Beyond the satellite retrieval, STS-72 had a second, forward-looking purpose. Two spacewalks were conducted during the mission, performed by different pairings of mission specialists. Leroy Chiao and Daniel Barry conducted the first EVA, while Winston Scott and Koichi Wakata performed the second. Together, the spacewalks logged several hours of outside work and tested equipment-handling methods, foot restraint systems, and translation techniques along the payload bay structure — all skills that would be directly transferable to the complex assembly sequences planned for the International Space Station.

These EVAs were not incidental. NASA was then in the final years before ISS construction would begin with STS-88 in 1998, and mission planners recognized that the shuttle workforce and its crews needed accumulated, real-world experience with the specific challenges of working in vacuum at orbital velocity. Thermal extremes, the constraints of pressurized gloves on fine motor tasks, and the logistics of moving large objects in microgravity all behaved differently in practice than in the neutral-buoyancy pool. STS-72 contributed meaningfully to that body of experience, and lessons learned during its spacewalks were folded into subsequent EVA training programs.

Landing and Legacy

After a mission lasting approximately nine days, *Endeavour* fired its orbital maneuvering engines for the deorbit burn at roughly 213 hours and 20 minutes mission elapsed time, beginning the long glide back through the atmosphere. The orbiter touched down at Kennedy Space Center at approximately 214 hours and one minute after launch, completing a mission that had achieved all of its primary objectives.

STS-72 occupies a somewhat understated but genuinely consequential place in shuttle history. It is remembered foremost as the flight that returned Japan's Space Flyer Unit, an act of international partnership that demonstrated the maturing relationship between NASA and NASDA and validated a model of collaborative, retrievable science platforms. For Japan's space program, the successful recovery of the SFU was a point of national pride and a proof of concept for future free-flying research missions.

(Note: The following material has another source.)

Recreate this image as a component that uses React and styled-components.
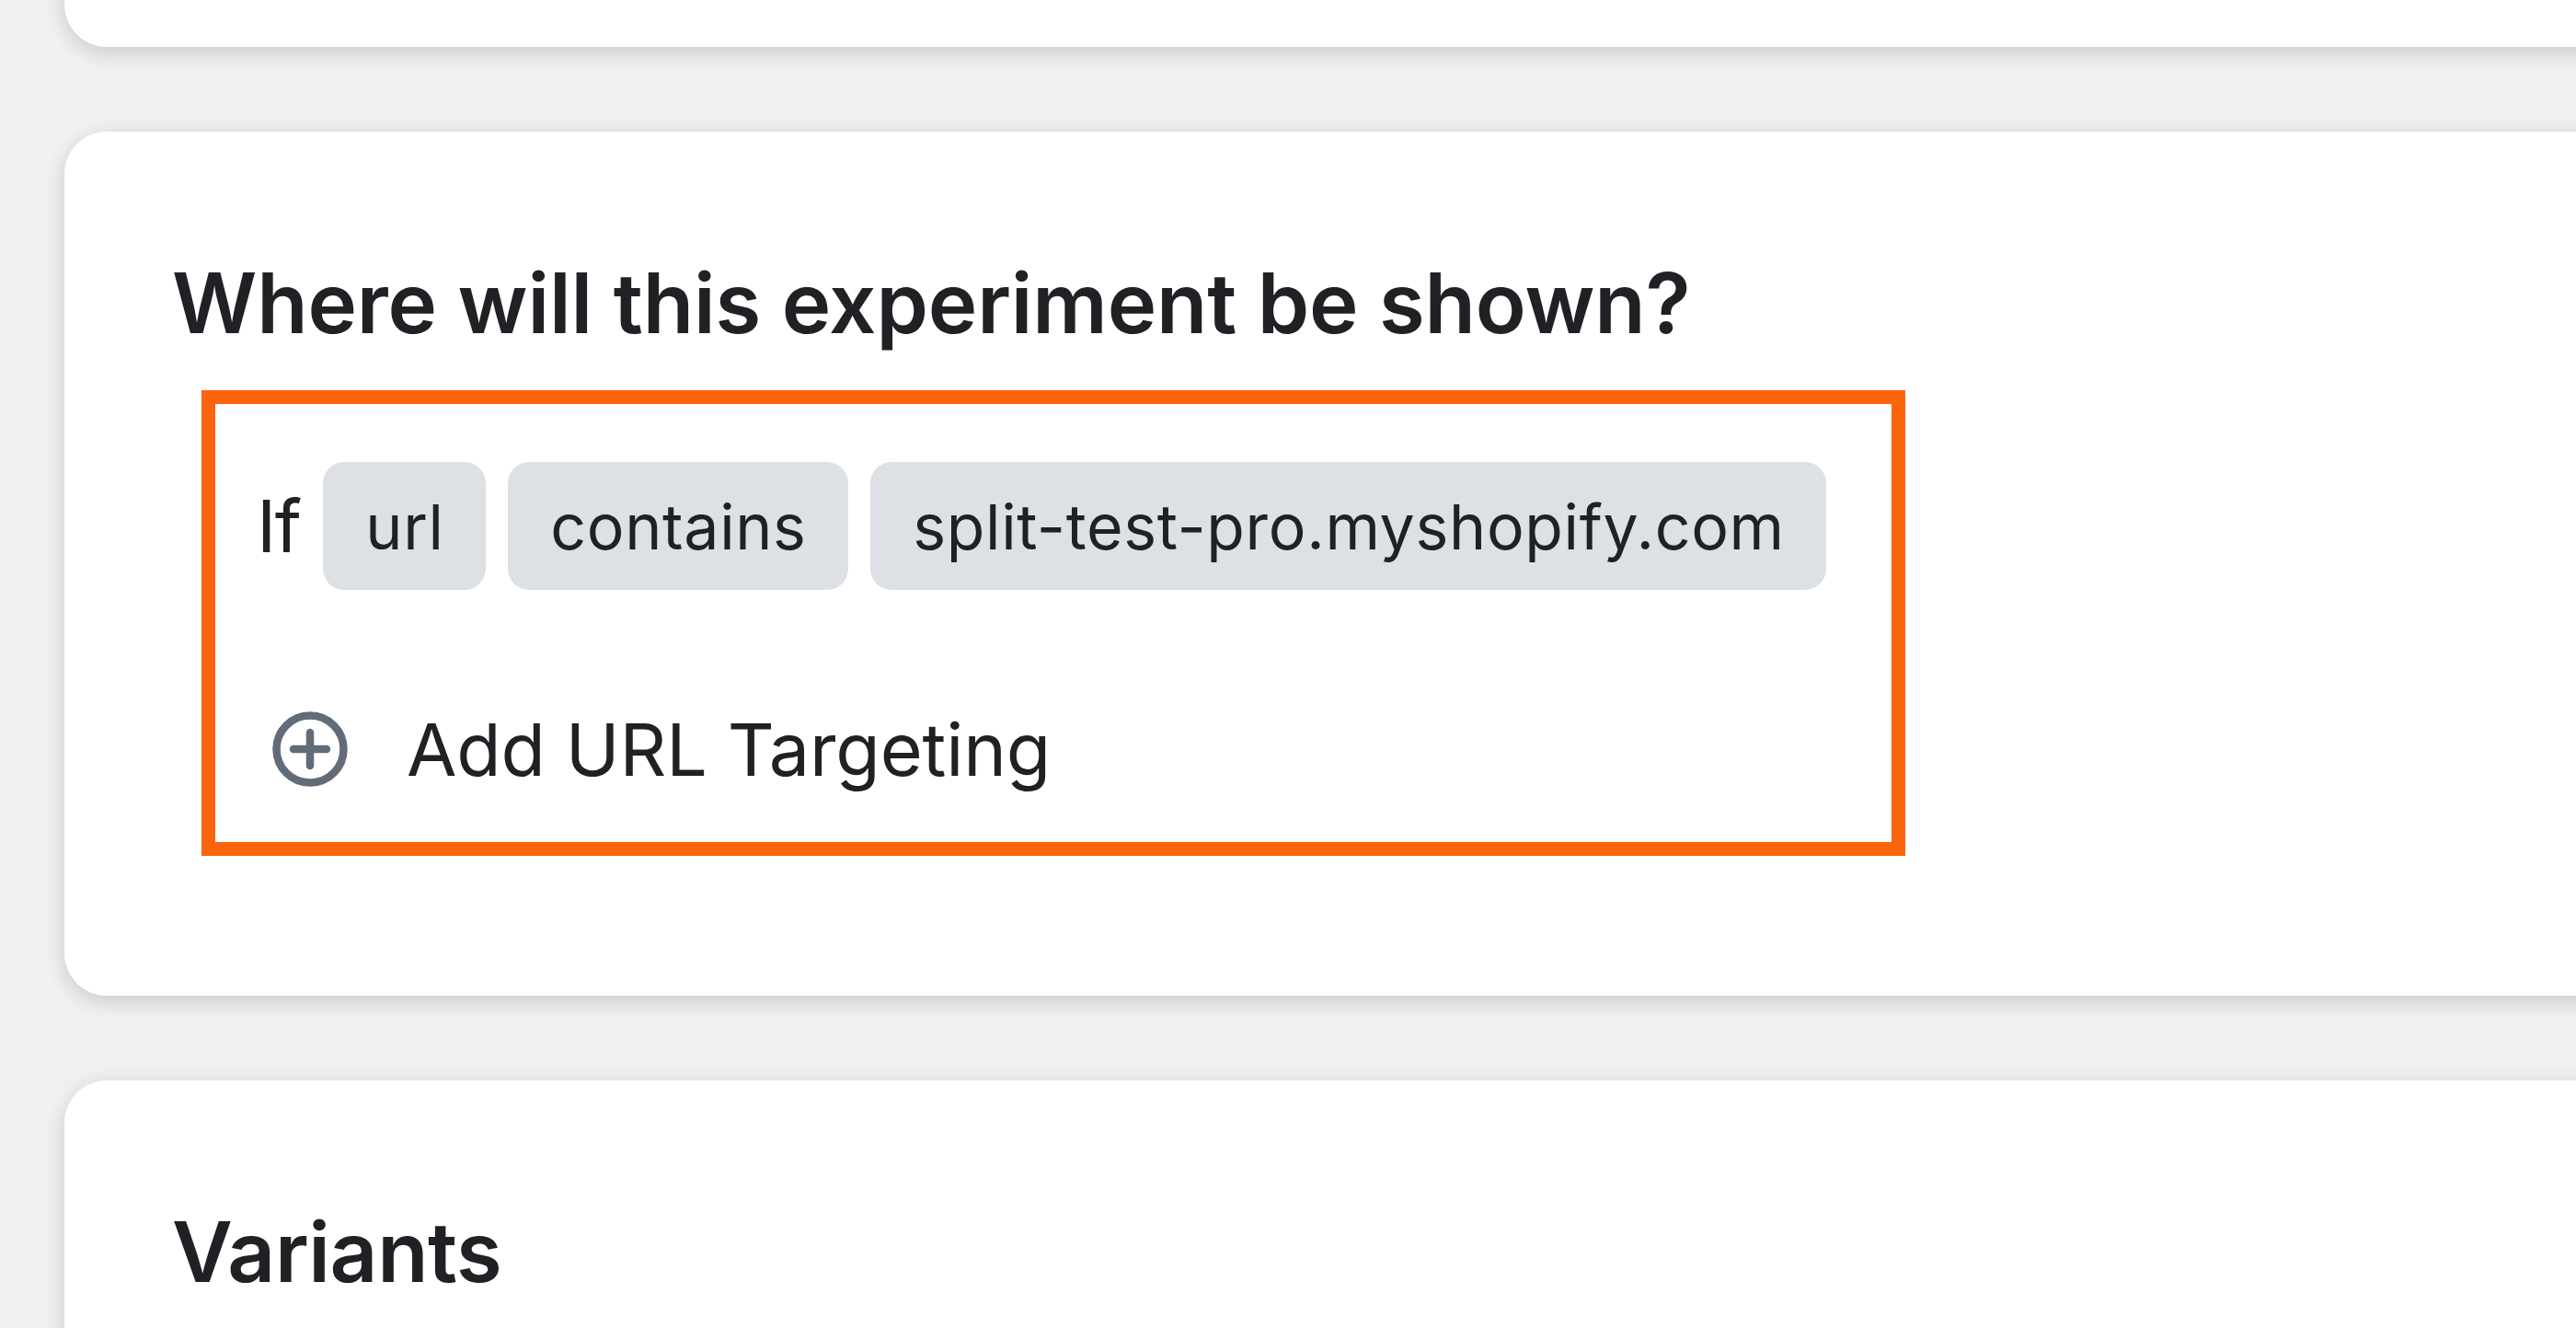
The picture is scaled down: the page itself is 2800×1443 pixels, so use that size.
import React from 'react';
import styled, { createGlobalStyle } from 'styled-components';

const GlobalStyle = createGlobalStyle`
  * {
    box-sizing: border-box;
  }

  body {
    margin: 0;
    background: #f1f1f1;
    color: #202124;
    font-family: Inter, 'Liberation Sans', sans-serif;
    overflow: hidden;
  }
`;

const Page = styled.main`
  width: 2800px;
  height: 1443px;
  padding-left: 70px;
  background: #f1f1f1;
  overflow: hidden;
`;

const CardStack = styled.div`
  display: flex;
  flex-direction: column;
  gap: 92px;
  width: 2850px;
  margin-top: -109px;
`;

const Card = styled.section`
  flex-shrink: 0;
  height: ${(props) => props.$height}px;
  padding: 114px 117px 0;
  border-radius: 46px;
  background: #fff;
  box-shadow: 0 0 29px rgba(23, 24, 24, 0.05), 0 8px 22px rgba(20, 20, 45, 0.13);
`;

const CardTitle = styled.h2`
  margin: 0;
  font-size: 90.5px;
  font-weight: 600;
  line-height: 144px;
  letter-spacing: ${(props) => props.$tracking || '-0.15px'};
  white-space: nowrap;
`;

const RuleBox = styled.div`
  width: 1852px;
  height: 506px;
  margin: 23px 0 0 32px;
  padding: 63px 0 0 45px;
  border: 15px solid #fb640a;
`;

const RuleRow = styled.div`
  display: flex;
  align-items: center;
  height: 139px;
  gap: 24px;
`;

const RuleWord = styled.span`
  width: 48px;
  font-size: 79px;
  line-height: 139px;
  letter-spacing: -1.5px;
  white-space: nowrap;
`;

const Chip = styled.span`
  display: flex;
  align-items: center;
  justify-content: center;
  width: ${(props) => props.$width}px;
  height: 139px;
  padding: 1px 0 0 1px;
  border-radius: 23px;
  background: #dde0e4;
  font-size: 68px;
  letter-spacing: 0.65px;
  white-space: nowrap;
`;

const AddButton = styled.button`
  display: flex;
  align-items: center;
  gap: 64px;
  height: 120px;
  margin: 113px 0 0 17px;
  padding: 0;
  border: 0;
  background: none;
  color: inherit;
  font-family: inherit;
  font-size: 79px;
  letter-spacing: -0.15px;
  white-space: nowrap;
`;

const PlusIcon = styled.svg`
  flex-shrink: 0;
  width: 82px;
  height: 82px;
  fill: none;
  stroke: #626c79;
  stroke-width: 8.5;
  stroke-linecap: round;
`;

const App = () => {
  return (
    <>
      <GlobalStyle />
      <Page>
        <CardStack>
          <Card $height={160} />

          <Card $height={939}>
            <CardTitle>Where will this experiment be shown?</CardTitle>
            <RuleBox>
              <RuleRow>
                <RuleWord>If</RuleWord>
                <Chip $width={177}>url</Chip>
                <Chip $width={370}>contains</Chip>
                <Chip $width={1039}>split-test-pro.myshopify.com</Chip>
              </RuleRow>
              <AddButton type="button">
                <PlusIcon viewBox="0 0 82 82" aria-hidden="true">
                  <circle cx="41" cy="41" r="36.5" />
                  <path d="M41 23v36M23 41h36" />
                </PlusIcon>
                Add URL Targeting
              </AddButton>
            </RuleBox>
          </Card>

          <Card $height={939}>
            <CardTitle $tracking="-0.4px">Variants</CardTitle>
          </Card>
        </CardStack>
      </Page>
    </>
  );
};

export default App;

At the same time, the mission's EVA component reflected the broader strategic logic of the shuttle program in the mid-1990s: nearly every complex mission was being quietly shaped by the approaching demands of ISS assembly. Crews rehearsed. Engineers observed. Lessons were catalogued. In that sense, STS-72 was representative of an entire generation of shuttle flights that served double duty — accomplishing concrete science and satellite operations while simultaneously building the human and institutional expertise without which a structure like the International Space Station could not have been safely assembled.

*Endeavour* itself would go on to fly many of the most demanding ISS construction missions of the program's final decade, and some of the astronauts who flew STS-72 would return to orbit on later station flights. The skills refined during those January 1996 spacewalks did not disappear when the wheels stopped rolling at Kennedy Space Center; they became part of the institutional memory of human spaceflight.